If you start taking all this into account, you’ll naturally create the interior over time and with a far more interesting appearance. You could use a very basic temp shell to build it all inside so you don’t go over the edges and build outside by accident.

When it comes time to join the exterior model and interior one. I’d suggest point modeling for much of it, and welding points and edges. Though because of the extra interior styling, you’ll find things are placed in a way that makes joining stuff together a lot easier.

Oh… don’t forget to take into account the hull too, make sure it’s wide enough to fit with your games universe (paper thin ship hulls are going to look out of place outside of captain paper and his adventures on planet wastebasket). It might seem overkill and an anal amount of effort, but I think when someone puts that kind of effort into a model, it’s instantly visible, and rises it way above the competition.

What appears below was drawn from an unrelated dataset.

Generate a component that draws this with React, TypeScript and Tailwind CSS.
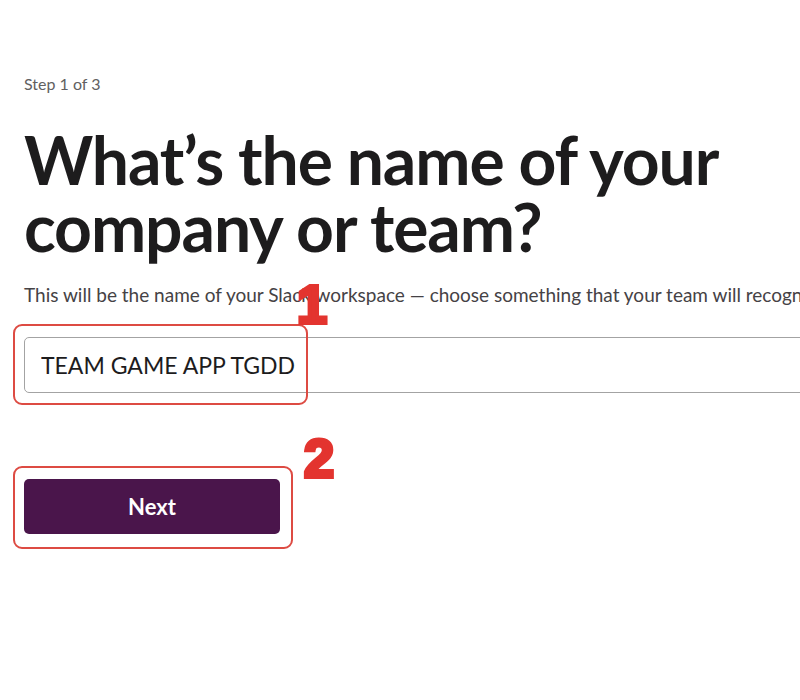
import { useState } from "react";

// red numbered callout drawn on top of the screenshot
function Callout({ label, className }: { label: string; className: string }) {
  return (
    <span
      className={`pointer-events-none absolute font-['Liberation_Sans',Arial,sans-serif] text-[54px] font-bold leading-none text-[#e3342f] [-webkit-text-stroke:4px_#e3342f] select-none ${className}`}
    >
      {label}
    </span>
  );
}

export default function App() {
  const [name, setName] = useState("TEAM GAME APP TGDD");

  return (
    <div className="h-[700px] w-[800px] overflow-hidden bg-white font-['Lato','Noto_Sans',sans-serif] text-[#1d1c1d]">
      <main className="flex flex-col items-start pl-6 pt-[74px]">
        <p className="text-[16px] leading-[20px] text-[#616061]">Step 1 of 3</p>

        <h1 className="mt-[32px] w-[760px] text-[66px] font-bold leading-[67px] tracking-[-1.1px] text-[#1d1c1d]">
          What’s the name of your company or team?
        </h1>

        <p className="mt-[23px] whitespace-nowrap text-[19px] leading-[24px] text-[#454245]">
          This will be the name of your Slack workspace — choose something that your team will recognize.
        </p>

        <div className="relative mt-[30px] w-[1000px]">
          <input
            value={name}
            onChange={(e) => setName(e.target.value)}
            className="h-[56px] w-full rounded-l-[5px] border border-[#a3a3a3] px-4 font-['Lato','Noto_Sans',sans-serif] text-[23px] text-[#1d1c1d] outline-none"
          />
          <div className="pointer-events-none absolute left-[-11px] top-[-13px] h-[81px] w-[295px] rounded-[9px] border-2 border-[#dd4b43]">
            <Callout label="1" className="left-[282px] top-[-49px]" />
          </div>
        </div>

        <div className="relative mt-[86px]">
          <button className="h-[55px] w-[256px] rounded-[5px] bg-[#4a154b] text-[22px] font-bold text-white">
            Next
          </button>
          <div className="pointer-events-none absolute left-[-11px] top-[-13px] h-[83px] w-[280px] rounded-[9px] border-2 border-[#dd4b43]">
            <Callout label="2" className="left-[289px] top-[-37px]" />
          </div>
        </div>
      </main>
    </div>
  );
}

This is probably not at all what you wanted to hear, I just felt… inspired to write it. :stuck_out_tongue:

Well, you mentioned welding inner and outter hull points together. That was one of my initial questiions. The inner and outter hulls are two separate objects. In Blender, I don’t know how to make them one object so I CAN weld those points together. When they are separate, you can’t. As for the rest of it, I’m not really trying to create a masterpiece. I am a designer and programmer, not an artist. This is just for prorotyping, but I have discovered that I am not happy with using just a cube with interior and exterior. For some reason, it has to look like something resembling a shuttle, and I do have that on the interior and exterior. I just need to figure out how to tie up those little loose ends that I mentioned in the initial post. When all is said and done, I’m just going to pay someone to do all of the art for me.

THat would be a good idea :).
Or, use the create faces command (Ctrl -J (i prefer ctrl-shift-J). Should work.

There is no solidify modifier in Blender that I can find. Ctrl-J was the correct command, however, for joining the objects together into one mesh!